How to use frozen rhubarb later

Frozen rhubarb is best for cooked uses rather than anything that depends on a crisp raw bite. Most of the time, you can use it straight from the freezer.

  • Simmer it into a quick compote for yogurt, oatmeal, or toast.
  • Add it to a crumble or crisp without thawing first.
  • Cook it into a tart sauce for spooning over ice cream or pound cake.
  • Fold it into muffins or snack cake batter.
  • Pair it with frozen strawberries for a jammy stovetop topping when berry season gets ahead of you.

Common mistakes that make frozen rhubarb less useful

Freezing it too late

Once the stalks are already limp, the freezer will not bring them back. Freeze rhubarb while it still feels fresh.

Leaving it wet

Wet pieces frost over and stick together. Dry stalks freeze cleaner and pour out of the bag more easily.

Skipping the tray freeze

If you dump fresh-cut rhubarb straight into a bag, it tends to freeze into a dense block.

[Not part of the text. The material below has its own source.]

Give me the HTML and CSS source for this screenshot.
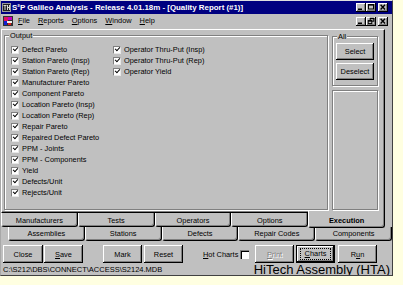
FILE: index.html
```html
<!DOCTYPE html>
<html lang="en">
<head>
<meta charset="utf-8">
<title>S2P Galileo Analysis</title>
<link rel="stylesheet" href="styles.css">
</head>
<body>
<div class="window">
  <div class="titlebar">
    <svg class="app-icon" width="9" height="9" viewBox="0 0 9 9">
      <rect x="0.5" y="0.5" width="8" height="8" fill="#202020" stroke="#9a9a9a"/>
      <rect x="1.5" y="2" width="3" height="1" fill="#d8d8d8"/>
      <rect x="2.5" y="2" width="1" height="5" fill="#d8d8d8"/>
      <rect x="5" y="2" width="1" height="5" fill="#d8d8d8"/>
      <rect x="5" y="4" width="2" height="1" fill="#d8d8d8"/>
      <rect x="7" y="2" width="1" height="5" fill="#d8d8d8"/>
    </svg>
    <span class="title-text">S²P Galileo Analysis - Release 4.01.18m - [Quality Report (#1)]</span>
    <div class="caption-btns">
      <span class="cap-btn"><svg width="10" height="9" viewBox="0 0 10 9"><rect x="2" y="5.5" width="4" height="1.5" fill="#000"/></svg></span>
      <span class="cap-btn"><svg width="10" height="9" viewBox="0 0 10 9"><rect x="2.5" y="1.5" width="5" height="4.5" fill="none" stroke="#000"/><rect x="2" y="1" width="6" height="1.6" fill="#000"/></svg></span>
      <span class="cap-btn gap"><svg width="10" height="9" viewBox="0 0 10 9"><path d="M2.6 1.8L7 6.4M7 1.8L2.6 6.4" stroke="#000" stroke-width="1.4"/></svg></span>
    </div>
  </div>

  <div class="menubar">
    <svg class="doc-icon" width="10" height="10" viewBox="0 0 10 10">
      <rect x="0" y="0" width="10" height="10" fill="#303030"/>
      <rect x="1" y="1" width="4" height="4" fill="#e01060"/>
      <rect x="5" y="1" width="4" height="3" fill="#c000c0"/>
      <rect x="1" y="5" width="3" height="4" fill="#1020d0"/>
      <rect x="4" y="5" width="5" height="2" fill="#f0f0f0"/>
      <rect x="5" y="7" width="3" height="2" fill="#e02020"/>
    </svg>
    <span class="menu-item"><u>F</u>ile</span>
    <span class="menu-item"><u>R</u>eports</span>
    <span class="menu-item"><u>O</u>ptions</span>
    <span class="menu-item"><u>W</u>indow</span>
    <span class="menu-item"><u>H</u>elp</span>
    <div class="caption-btns mdi">
      <span class="cap-btn"><svg width="10" height="9" viewBox="0 0 10 9"><rect x="2" y="5.5" width="4" height="1.5" fill="#000"/></svg></span>
      <span class="cap-btn"><svg width="10" height="9" viewBox="0 0 10 9"><rect x="4.2" y="1.2" width="3.6" height="3" fill="none" stroke="#000"/><rect x="4" y="1" width="4" height="1.2" fill="#000"/><rect x="2.2" y="3.6" width="3.6" height="3" fill="#c0c0c0" stroke="#000"/><rect x="2" y="3.4" width="4" height="1.2" fill="#000"/></svg></span>
      <span class="cap-btn gap"><svg width="10" height="9" viewBox="0 0 10 9"><path d="M2.6 1.8L7 6.4M7 1.8L2.6 6.4" stroke="#000" stroke-width="1.4"/></svg></span>
    </div>
  </div>

  <div class="client">
    <div class="tabctl">
      <div class="panel">
        <div class="group output">
          <span class="glabel">Output</span>
          <ul class="col col1">
            <li class="item"><span class="cb"></span>Defect Pareto</li>
            <li class="item"><span class="cb"></span>Station Pareto (Insp)</li>
            <li class="item"><span class="cb"></span>Station Pareto (Rep)</li>
            <li class="item"><span class="cb"></span>Manufacturer Pareto</li>
            <li class="item"><span class="cb"></span>Component Pareto</li>
            <li class="item"><span class="cb"></span>Location Pareto (Insp)</li>
            <li class="item"><span class="cb"></span>Location Pareto (Rep)</li>
            <li class="item"><span class="cb"></span>Repair Pareto</li>
            <li class="item"><span class="cb"></span>Repaired Defect Pareto</li>
            <li class="item"><span class="cb"></span>PPM - Joints</li>
            <li class="item"><span class="cb"></span>PPM - Components</li>
            <li class="item"><span class="cb"></span>Yield</li>
            <li class="item"><span class="cb"></span>Defects/Unit</li>
            <li class="item"><span class="cb"></span>Rejects/Unit</li>
          </ul>
          <ul class="col col2">
            <li class="item"><span class="cb"></span>Operator Thru-Put (Insp)</li>
            <li class="item"><span class="cb"></span>Operator Thru-Put (Rep)</li>
            <li class="item"><span class="cb"></span>Operator Yield</li>
          </ul>
        </div>
        <div class="side">
          <div class="group all">
            <span class="glabel">All</span>
            <button class="btn sel-btn">Select</button>
            <button class="btn sel-btn">Deselect</button>
          </div>
          <div class="group empty"></div>
        </div>
      </div>
      <div class="tabrow row1">
        <div class="tab">Manufacturers</div>
        <div class="tab">Tests</div>
        <div class="tab">Operators</div>
        <div class="tab">Options</div>
        <div class="tab active">Execution</div>
      </div>
      <div class="tabrow row2">
        <div class="tab">Assemblies</div>
        <div class="tab">Stations</div>
        <div class="tab">Defects</div>
        <div class="tab">Repair Codes</div>
        <div class="tab">Components</div>
      </div>
    </div>

    <div class="btnrow">
      <button class="btn bbtn b-close">Close</button>
      <button class="btn bbtn b-save"><u>S</u>ave</button>
      <button class="btn bbtn b-mark">Mark</button>
      <button class="btn bbtn b-reset">Reset</button>
      <span class="hot"><u>H</u>ot Charts</span>
      <span class="hot-cb"></span>
      <button class="btn bbtn b-print disabled"><u>P</u>rint</button>
      <button class="btn bbtn b-charts default"><span class="focus"><u>C</u>harts</span></button>
      <button class="btn bbtn b-run">R<u>u</u>n</button>
    </div>
  </div>

  <div class="statusbar">
    <span class="path">C:\S212\DBS\CONNECT\ACCESS\S2124.MDB</span>
    <span class="company">HiTech Assembly (HTA)</span>
  </div>
</div>
</body>
</html>
```

FILE: styles.css
```css
* { box-sizing: border-box; margin: 0; padding: 0; }
html, body { width: 403px; height: 285px; overflow: hidden; }
body {
  background: #ffffe1;
  font-family: "Liberation Sans", Arial, sans-serif;
  font-size: 7.4px;
  color: #000;
}

.window {
  width: 393px;
  height: 276px;
  background: #c0c0c0;
  border-top: 1px solid #dfdfdf;
  border-left: 1px solid #a8a8a8;
  border-right: 1px solid #404040;
  border-bottom: 1px solid #404040;
  display: flex;
  flex-direction: column;
  overflow: hidden;
}

/* title bar */
.titlebar {
  height: 13px;
  flex: none;
  background: #000080;
  color: #fff;
  display: flex;
  align-items: center;
}
.app-icon { display: block; flex: none; margin: 0 1px 0 1px; }
.title-text {
  font-weight: bold;
  font-size: 7.9px;
  white-space: nowrap;
}
.caption-btns {
  margin-left: auto;
  margin-right: 4px;
  display: flex;
  flex: none;
}
.cap-btn {
  width: 10px;
  height: 9px;
  background: #c0c0c0;
  box-shadow: inset -1px -1px #000, inset 1px 1px #fff, inset -2px -2px #808080;
  display: block;
}
.cap-btn svg { display: block; }
.cap-btn.gap { margin-left: 2px; }

/* menu bar */
.menubar {
  height: 14px;
  flex: none;
  display: flex;
  align-items: center;
  padding-left: 2px;
}
.doc-icon { display: block; flex: none; margin-right: 1px; }
.menu-item { padding: 0 4px; line-height: 14px; white-space: nowrap; }
.caption-btns.mdi { margin-top: 1px; }

/* client */
.client {
  display: flex;
  flex-direction: column;
  padding-top: 1px;
  flex: none;
}
.tabctl { width: 391px; }
.panel {
  width: 384px;
  height: 184px;
  border-top: 1px solid #fff;
  border-left: 1px solid #fff;
  border-right: 1px solid #000;
  border-bottom: 1px solid #000;
  box-shadow: inset -1px -1px #808080;
  padding: 5px 0 0 2px;
  display: flex;
  gap: 4px;
}

.group {
  position: relative;
  border: 1px solid #808080;
  box-shadow: inset 1px 1px #fff, 1px 1px #fff;
}
.glabel {
  position: absolute;
  top: -5px;
  left: 4px;
  padding: 0 1px;
  background: #c0c0c0;
  line-height: 9px;
  white-space: nowrap;
}

.output {
  width: 324px;
  height: 175px;
  padding: 8px 0 0 6px;
  display: flex;
}
.col { list-style: none; }
.col1 { width: 102px; }
.item {
  height: 11px;
  display: flex;
  align-items: center;
  white-space: nowrap;
}
.cb {
  position: relative;
  flex: none;
  width: 8px;
  height: 8px;
  margin-right: 3px;
  background: #fff;
  border-top: 1px solid #808080;
  border-left: 1px solid #808080;
  border-right: 1px solid #e8e8e8;
  border-bottom: 1px solid #e8e8e8;
}
.cb::after {
  content: "";
  position: absolute;
  left: 1.6px;
  top: -0.4px;
  width: 2px;
  height: 4px;
  border-right: 1.6px solid #000;
  border-bottom: 1.6px solid #000;
  transform: rotate(42deg);
}

.side {
  width: 46px;
  display: flex;
  flex-direction: column;
  gap: 4px;
  padding-top: 1px;
}
.all {
  height: 50px;
  padding-top: 6px;
  display: flex;
  flex-direction: column;
  align-items: center;
  gap: 3px;
}
.empty { height: 120px; }

/* buttons */
.btn {
  font: inherit;
  font-size: 7.4px;
  color: #000;
  background: #c0c0c0;
  border: none;
  box-shadow: inset -1px -1px #000, inset 1px 1px #fff, inset -2px -2px #808080;
  display: flex;
  align-items: center;
  justify-content: center;
  flex: none;
  white-space: nowrap;
}
.sel-btn { width: 38px; height: 17px; }

/* tabs */
.tabrow { display: flex; height: 14px; width: 384px; }
.row1 { align-items: flex-start; }
.row2 { margin-left: 7px; }
.tab {
  flex: 1 1 0;
  height: 14px;
  background: #c0c0c0;
  border-left: 1px solid #fff;
  border-right: 1px solid #000;
  border-bottom: 1px solid #000;
  border-radius: 0 0 3px 3px;
  box-shadow: inset -1px -1px #808080;
  text-align: center;
  white-space: nowrap;
  padding-top: 1px;
  line-height: 12px;
}
.row1 .tab { padding-top: 3px; line-height: 10px; }
.row1 .tab.active {
  font-weight: bold;
  height: 17px;
  margin-top: -2px;
  padding-top: 5px;
  position: relative;
  z-index: 1;
}

/* bottom button row */
.btnrow {
  display: flex;
  align-items: center;
  height: 18px;
  margin-top: 4px;
  padding-left: 2px;
}
.bbtn { width: 39px; height: 18px; }
.b-close { width: 40px; }
.b-save { margin-left: 1px; }
.b-mark { margin-left: 20px; }
.b-reset { margin-left: 2px; }
.hot { margin-left: 20px; width: 37px; white-space: nowrap; }
.hot-cb {
  width: 9px;
  height: 9px;
  background: #fff;
  box-shadow: inset 1px 1px #808080, inset 2px 2px #000;
  flex: none;
}
.b-print { margin-left: 6px; }
.b-charts { margin-left: 2px; }
.b-run { margin-left: 3px; }
.disabled { color: #808080; text-shadow: 1px 1px 0 #fff; }
.default { border: 1px solid #000; }
.focus { outline: 1px dotted #000; outline-offset: 1px; padding: 0 3px; line-height: 8px; }

/* status bar */
.statusbar {
  height: 11px;
  margin-top: 1px;
  padding: 0 2px;
  display: flex;
  align-items: center;
  justify-content: space-between;
  flex: none;
}
.path { font-size: 7.5px; white-space: nowrap; }
.company { font-size: 13px; line-height: 11px; white-space: nowrap; }
```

The single-layer freeze avoids that.

Keeping the leaves attached too long

Trim them off right away and keep only the stalks you will actually use.

Packing it in random amounts

A mystery bag is annoying later. If you take ten seconds to label it now, you will know whether you have enough for dessert or just enough for a quick sauce.

FAQ

Can you freeze rhubarb raw?

Yes. Raw rhubarb freezes well for most cooked uses, especially if you tray-freeze it first.

Do you need to thaw rhubarb before baking?

Usually no. You can add it straight from frozen to crisps, crumbles, and many batters. If a recipe is very sensitive to extra moisture, you may want to account for a little more liquid release.

How long does frozen rhubarb keep?

It is best within about a year if it stays consistently frozen and well packed.

Can you freeze rhubarb with sugar?

You can, but unsweetened rhubarb is more flexible. It lets you decide later whether the batch is going into a dessert, a breakfast compote, or a sharper sauce.

Freeze rhubarb while it is still bright and crisp, and it stays useful long after the short season moves on. That is a much better outcome than finding a limp bundle in the back of the fridge and pretending it was part of a plan.